>> begin STORED DATA
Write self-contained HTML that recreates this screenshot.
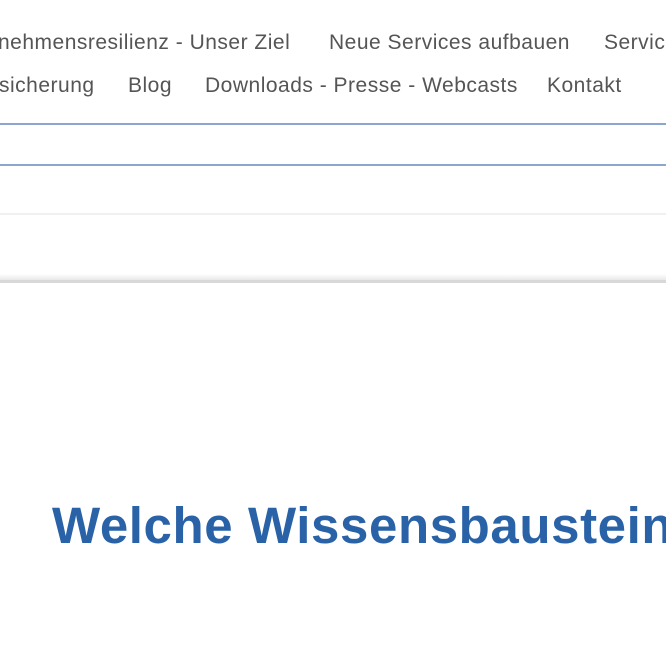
<!DOCTYPE html>
<html><head><meta charset="utf-8"><style>
body{margin:0;width:666px;height:666px;background:#fff;position:relative;overflow:hidden;font-family:"Liberation Sans",sans-serif}
.n{position:absolute;font-size:21px;letter-spacing:0.5px;color:#555;white-space:nowrap;line-height:1}
.l{position:absolute;left:0;width:666px}
h1{position:absolute;left:52px;top:500px;margin:0;font-size:51px;letter-spacing:0.6px;font-weight:bold;color:#2a62a8;white-space:nowrap;line-height:1}
</style></head><body>
<div class="n" style="left:-2px;top:32px">nehmensresilienz - Unser Ziel</div>
<div class="n" style="left:329px;top:32px">Neue Services aufbauen</div>
<div class="n" style="left:604px;top:32px">Services</div>
<div class="n" style="left:-1px;top:75px">sicherung</div>
<div class="n" style="left:128px;top:75px">Blog</div>
<div class="n" style="left:205px;top:75px">Downloads - Presse - Webcasts</div>
<div class="n" style="left:547px;top:75px">Kontakt</div>
<div class="l" style="top:123px;height:2px;background:#8ca6cf"></div>
<div class="l" style="top:164px;height:2px;background:#8ca6cf"></div>
<div class="l" style="top:213px;height:2px;background:#f0f0f0"></div>
<div class="l" style="top:274px;height:6px;background:linear-gradient(#fff,#e8e8e8)"></div>
<div class="l" style="top:280px;height:3px;background:#d8d8d8"></div>
<h1>Welche Wissensbausteine</h1>
</body></html>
>> end STORED DATA
**EXERCISE**
Write out the listing above exactly as it stands, pictures excluded.

**TASK ANSWER**
Write self-contained HTML that recreates this screenshot.
<!DOCTYPE html>
<html><head><meta charset="utf-8"><style>
body{margin:0;width:666px;height:666px;background:#fff;position:relative;overflow:hidden;font-family:"Liberation Sans",sans-serif}
.n{position:absolute;font-size:21px;letter-spacing:0.5px;color:#555;white-space:nowrap;line-height:1}
.l{position:absolute;left:0;width:666px}
h1{position:absolute;left:52px;top:500px;margin:0;font-size:51px;letter-spacing:0.6px;font-weight:bold;color:#2a62a8;white-space:nowrap;line-height:1}
</style></head><body>
<div class="n" style="left:-2px;top:32px">nehmensresilienz - Unser Ziel</div>
<div class="n" style="left:329px;top:32px">Neue Services aufbauen</div>
<div class="n" style="left:604px;top:32px">Services</div>
<div class="n" style="left:-1px;top:75px">sicherung</div>
<div class="n" style="left:128px;top:75px">Blog</div>
<div class="n" style="left:205px;top:75px">Downloads - Presse - Webcasts</div>
<div class="n" style="left:547px;top:75px">Kontakt</div>
<div class="l" style="top:123px;height:2px;background:#8ca6cf"></div>
<div class="l" style="top:164px;height:2px;background:#8ca6cf"></div>
<div class="l" style="top:213px;height:2px;background:#f0f0f0"></div>
<div class="l" style="top:274px;height:6px;background:linear-gradient(#fff,#e8e8e8)"></div>
<div class="l" style="top:280px;height:3px;background:#d8d8d8"></div>
<h1>Welche Wissensbausteine</h1>
</body></html>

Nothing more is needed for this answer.